Morocco / Tunisia 3.3

Other African 2.9

Turkey 2.9

Other Asian 1.9

Americas / Australasian 2.4

All immigrants 2.6

National average (including French) 1.9

Source:
http://www.theoccidentalobserver.net/2014/04/race-in-france-a-sketch-based-on-first-and-second-generation-immigrants

@That’s Legal

Good figures.

But, they seem to back up what I said (although I was partly guessing). Namely, the fertility rate for Sub-Saharan African, North African and Middle-East women in France is close to twice that of European women in France. Add on continued migration from these regions to France, and it backs up what I said about the essential European character of France (and Europe) being destroyed by 2100. I read recently that Marseiile is already 40% North African. What’s it going to be in 2050? 80% North African? Yet, as you say, France is by mo means the worst case. As I said, no blame should be attached to individuals from these regions. Its not their fault. The fault is entirely with Europeans. For whatever reason (and I still believe secular liberalism is one of the main reasons), Europeans have lost the will to reproduce. Nature abhors a vacuum. By 2100 Europe as a territory will still exist, but its non-reproducing European population will have largely been replaced. Survival of the fittest.

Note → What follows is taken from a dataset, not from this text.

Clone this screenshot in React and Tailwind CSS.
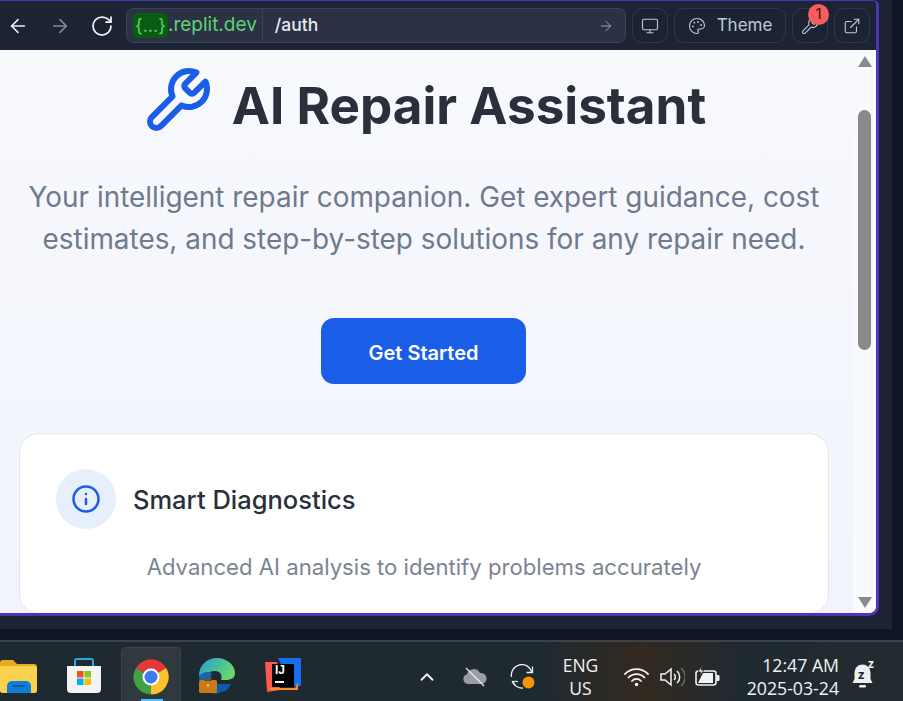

Returning to Gregory Connor’s wish for ‘an enormous increase in European aid for Africa’, first Finland, now Denmark. They’ve thrown out their left-wing government in yesterday’s election. The racist anti-immigration Danish Peoples Party has made big gains (up to 21%) and is likely to be in the new government. Whatever will Fintan O’Toole do as his heroes desert him one by one. Can’t see them supporting ‘an enormous increase in European aid for Africa’. More likely to follow the Finns and cut it drastically.

BTW, a good (although politically-incorrect, and therefore unlikely to receive funding) subject for study would be why the Nordic countries are far more likely to vote for anti-immigrant parties than, say, Ireland? Off hand, I’d say (a) the insular nature of Lutheranism v the global nature of Catholicism (b) high-tax high spend countries are more likely to resent immigrants.